Available data
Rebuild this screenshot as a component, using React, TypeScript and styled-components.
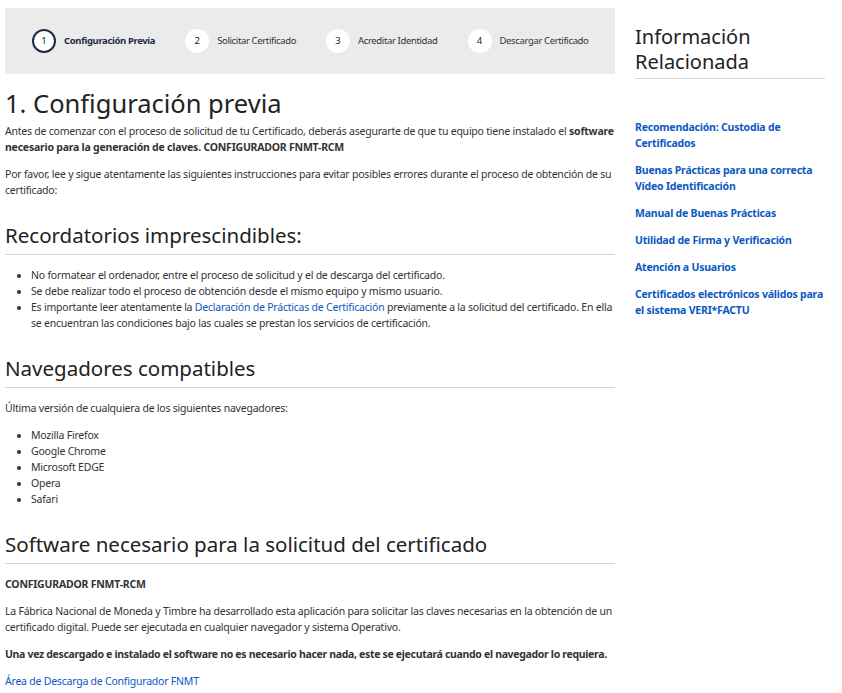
import { createGlobalStyle } from 'styled-components';
import styled from 'styled-components';

const GlobalStyle = createGlobalStyle`
  html, body {
    margin: 0;
    padding: 0;
    background: #fff;
  }
  body {
    font-family: "Noto Sans", "Open Sans", sans-serif;
    color: #333;
  }
`;

const steps = [
  { n: 1, label: 'Configuración Previa' },
  { n: 2, label: 'Solicitar Certificado' },
  { n: 3, label: 'Acreditar Identidad' },
  { n: 4, label: 'Descargar Certificado' },
];

const sideLinks = [
  'Recomendación: Custodia de Certificados',
  'Buenas Prácticas para una correcta Vídeo Identificación',
  'Manual de Buenas Prácticas',
  'Utilidad de Firma y Verificación',
  'Atención a Usuarios',
  'Certificados electrónicos válidos para el sistema VERI*FACTU',
];

const browsers = ['Mozilla Firefox', 'Google Chrome', 'Microsoft EDGE', 'Opera', 'Safari'];

const App = () => {
  return (
    <>
      <GlobalStyle />
      <Page>
        <Main>
          <Stepper>
            {steps.map((s) => (
              <Step key={s.n}>
                <StepCircle $active={s.n === 1}>{s.n}</StepCircle>
                <StepLabel $active={s.n === 1}>{s.label}</StepLabel>
              </Step>
            ))}
          </Stepper>

          <Title>1. Configuración previa</Title>
          <Para>
            Antes de comenzar con el proceso de solicitud de tu Certificado, deberás asegurarte de que tu equipo tiene
            instalado el <b>software necesario para la generación de claves. CONFIGURADOR FNMT-RCM</b>
          </Para>
          <Para>
            Por favor, lee y sigue atentamente las siguientes instrucciones para evitar posibles errores durante el
            proceso de obtención de su certificado:
          </Para>

          <SectionTitle>Recordatorios imprescindibles:</SectionTitle>
          <List>
            <li>No formatear el ordenador, entre el proceso de solicitud y el de descarga del certificado.</li>
            <li>Se debe realizar todo el proceso de obtención desde el mismo equipo y mismo usuario.</li>
            <li>
              Es importante leer atentamente la <Link href="#">Declaración de Prácticas de Certificación</Link>{' '}
              previamente a la solicitud del certificado. En ella se encuentran las condiciones bajo las cuales se
              prestan los servicios de certificación.
            </li>
          </List>

          <SectionTitle>Navegadores compatibles</SectionTitle>
          <Para>Última versión de cualquiera de los siguientes navegadores:</Para>
          <List>
            {browsers.map((b) => (
              <li key={b}>{b}</li>
            ))}
          </List>

          <SectionTitle>Software necesario para la solicitud del certificado</SectionTitle>
          <Para>
            <b>CONFIGURADOR FNMT-RCM</b>
          </Para>
          <Para>
            La Fábrica Nacional de Moneda y Timbre ha desarrollado esta aplicación para solicitar las claves necesarias
            en la obtención de un certificado digital. Puede ser ejecutada en cualquier navegador y sistema Operativo.
          </Para>
          <Para>
            <Strong>
              Una vez descargado e instalado el software no es necesario hacer nada, este se ejecutará cuando el
              navegador lo requiera.
            </Strong>
          </Para>
          <Para>
            <Link href="#">Área de Descarga de Configurador FNMT</Link>
          </Para>
        </Main>

        <Aside>
          <AsideTitle>Información Relacionada</AsideTitle>
          <SideList>
            {sideLinks.map((l) => (
              <SideLink key={l} href="#">
                {l}
              </SideLink>
            ))}
          </SideList>
        </Aside>
      </Page>
    </>
  );
};

const Page = styled.div`
  display: flex;
  align-items: flex-start;
  gap: 20px;
  padding: 8px 0 0 5px;
`;

const Main = styled.main`
  width: 610px;
  flex-shrink: 0;
  font-size: 10.5px;
  letter-spacing: -0.22px;
  line-height: 16px;
`;

const Stepper = styled.div`
  display: flex;
  align-items: center;
  height: 66px;
  padding-left: 27px;
  gap: 30px;
  background: #ebebeb;
`;

const Step = styled.div`
  display: flex;
  align-items: center;
  gap: 8px;
`;

const StepCircle = styled.span<{ $active?: boolean }>`
  display: flex;
  align-items: center;
  justify-content: center;
  width: 24px;
  height: 24px;
  box-sizing: border-box;
  border-radius: 50%;
  background: #fff;
  border: ${(p) => (p.$active ? '2px solid #1d2b45' : 'none')};
  font-size: 9.5px;
  letter-spacing: 0;
  color: #222;
`;

const StepLabel = styled.span<{ $active?: boolean }>`
  white-space: nowrap;
  font-size: 9.5px;
  letter-spacing: -0.36px;
  font-weight: ${(p) => (p.$active ? 700 : 400)};
  color: ${(p) => (p.$active ? '#1d2b45' : '#333')};
`;

const Title = styled.h1`
  margin: 14px 0 5px;
  font-size: 25.5px;
  line-height: 30px;
  font-weight: 400;
  letter-spacing: 0;
  color: #222;
`;

const Para = styled.p`
  margin: 0 0 11px;
`;

const Strong = styled.b`
  letter-spacing: -0.32px;
`;

const SectionTitle = styled.h2`
  margin: 24px 0 12px;
  padding-bottom: 6px;
  border-bottom: 1px solid #d6d6d6;
  font-size: 20.5px;
  line-height: 26px;
  font-weight: 400;
  letter-spacing: 0;
  color: #222;
`;

const List = styled.ul`
  margin: 0 0 12px;
  padding-left: 26px;
`;

const Link = styled.a`
  color: #0a58c2;
  text-decoration: none;
`;

const Aside = styled.aside`
  width: 190px;
  padding-top: 16px;
`;

const AsideTitle = styled.h3`
  margin: 0;
  padding-bottom: 4px;
  border-bottom: 1px solid #d6d6d6;
  font-size: 20px;
  line-height: 25px;
  font-weight: 400;
  color: #222;
`;

const SideList = styled.nav`
  display: flex;
  flex-direction: column;
  gap: 11px;
  margin-top: 40px;
`;

const SideLink = styled.a`
  font-size: 10.5px;
  letter-spacing: -0.2px;
  line-height: 16px;
  font-weight: 700;
  color: #0a58c2;
  text-decoration: none;
`;

export default App;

Written request
Retype the whole listing, keeping every line identical and omitting all pictures.

Expected output
Rebuild this screenshot as a component, using React, TypeScript and styled-components.
import { createGlobalStyle } from 'styled-components';
import styled from 'styled-components';

const GlobalStyle = createGlobalStyle`
  html, body {
    margin: 0;
    padding: 0;
    background: #fff;
  }
  body {
    font-family: "Noto Sans", "Open Sans", sans-serif;
    color: #333;
  }
`;

const steps = [
  { n: 1, label: 'Configuración Previa' },
  { n: 2, label: 'Solicitar Certificado' },
  { n: 3, label: 'Acreditar Identidad' },
  { n: 4, label: 'Descargar Certificado' },
];

const sideLinks = [
  'Recomendación: Custodia de Certificados',
  'Buenas Prácticas para una correcta Vídeo Identificación',
  'Manual de Buenas Prácticas',
  'Utilidad de Firma y Verificación',
  'Atención a Usuarios',
  'Certificados electrónicos válidos para el sistema VERI*FACTU',
];

const browsers = ['Mozilla Firefox', 'Google Chrome', 'Microsoft EDGE', 'Opera', 'Safari'];

const App = () => {
  return (
    <>
      <GlobalStyle />
      <Page>
        <Main>
          <Stepper>
            {steps.map((s) => (
              <Step key={s.n}>
                <StepCircle $active={s.n === 1}>{s.n}</StepCircle>
                <StepLabel $active={s.n === 1}>{s.label}</StepLabel>
              </Step>
            ))}
          </Stepper>

          <Title>1. Configuración previa</Title>
          <Para>
            Antes de comenzar con el proceso de solicitud de tu Certificado, deberás asegurarte de que tu equipo tiene
            instalado el <b>software necesario para la generación de claves. CONFIGURADOR FNMT-RCM</b>
          </Para>
          <Para>
            Por favor, lee y sigue atentamente las siguientes instrucciones para evitar posibles errores durante el
            proceso de obtención de su certificado:
          </Para>

          <SectionTitle>Recordatorios imprescindibles:</SectionTitle>
          <List>
            <li>No formatear el ordenador, entre el proceso de solicitud y el de descarga del certificado.</li>
            <li>Se debe realizar todo el proceso de obtención desde el mismo equipo y mismo usuario.</li>
            <li>
              Es importante leer atentamente la <Link href="#">Declaración de Prácticas de Certificación</Link>{' '}
              previamente a la solicitud del certificado. En ella se encuentran las condiciones bajo las cuales se
              prestan los servicios de certificación.
            </li>
          </List>

          <SectionTitle>Navegadores compatibles</SectionTitle>
          <Para>Última versión de cualquiera de los siguientes navegadores:</Para>
          <List>
            {browsers.map((b) => (
              <li key={b}>{b}</li>
            ))}
          </List>

          <SectionTitle>Software necesario para la solicitud del certificado</SectionTitle>
          <Para>
            <b>CONFIGURADOR FNMT-RCM</b>
          </Para>
          <Para>
            La Fábrica Nacional de Moneda y Timbre ha desarrollado esta aplicación para solicitar las claves necesarias
            en la obtención de un certificado digital. Puede ser ejecutada en cualquier navegador y sistema Operativo.
          </Para>
          <Para>
            <Strong>
              Una vez descargado e instalado el software no es necesario hacer nada, este se ejecutará cuando el
              navegador lo requiera.
            </Strong>
          </Para>
          <Para>
            <Link href="#">Área de Descarga de Configurador FNMT</Link>
          </Para>
        </Main>

        <Aside>
          <AsideTitle>Información Relacionada</AsideTitle>
          <SideList>
            {sideLinks.map((l) => (
              <SideLink key={l} href="#">
                {l}
              </SideLink>
            ))}
          </SideList>
        </Aside>
      </Page>
    </>
  );
};

const Page = styled.div`
  display: flex;
  align-items: flex-start;
  gap: 20px;
  padding: 8px 0 0 5px;
`;

const Main = styled.main`
  width: 610px;
  flex-shrink: 0;
  font-size: 10.5px;
  letter-spacing: -0.22px;
  line-height: 16px;
`;

const Stepper = styled.div`
  display: flex;
  align-items: center;
  height: 66px;
  padding-left: 27px;
  gap: 30px;
  background: #ebebeb;
`;

const Step = styled.div`
  display: flex;
  align-items: center;
  gap: 8px;
`;

const StepCircle = styled.span<{ $active?: boolean }>`
  display: flex;
  align-items: center;
  justify-content: center;
  width: 24px;
  height: 24px;
  box-sizing: border-box;
  border-radius: 50%;
  background: #fff;
  border: ${(p) => (p.$active ? '2px solid #1d2b45' : 'none')};
  font-size: 9.5px;
  letter-spacing: 0;
  color: #222;
`;

const StepLabel = styled.span<{ $active?: boolean }>`
  white-space: nowrap;
  font-size: 9.5px;
  letter-spacing: -0.36px;
  font-weight: ${(p) => (p.$active ? 700 : 400)};
  color: ${(p) => (p.$active ? '#1d2b45' : '#333')};
`;

const Title = styled.h1`
  margin: 14px 0 5px;
  font-size: 25.5px;
  line-height: 30px;
  font-weight: 400;
  letter-spacing: 0;
  color: #222;
`;

const Para = styled.p`
  margin: 0 0 11px;
`;

const Strong = styled.b`
  letter-spacing: -0.32px;
`;

const SectionTitle = styled.h2`
  margin: 24px 0 12px;
  padding-bottom: 6px;
  border-bottom: 1px solid #d6d6d6;
  font-size: 20.5px;
  line-height: 26px;
  font-weight: 400;
  letter-spacing: 0;
  color: #222;
`;

const List = styled.ul`
  margin: 0 0 12px;
  padding-left: 26px;
`;

const Link = styled.a`
  color: #0a58c2;
  text-decoration: none;
`;

const Aside = styled.aside`
  width: 190px;
  padding-top: 16px;
`;

const AsideTitle = styled.h3`
  margin: 0;
  padding-bottom: 4px;
  border-bottom: 1px solid #d6d6d6;
  font-size: 20px;
  line-height: 25px;
  font-weight: 400;
  color: #222;
`;

const SideList = styled.nav`
  display: flex;
  flex-direction: column;
  gap: 11px;
  margin-top: 40px;
`;

const SideLink = styled.a`
  font-size: 10.5px;
  letter-spacing: -0.2px;
  line-height: 16px;
  font-weight: 700;
  color: #0a58c2;
  text-decoration: none;
`;

export default App;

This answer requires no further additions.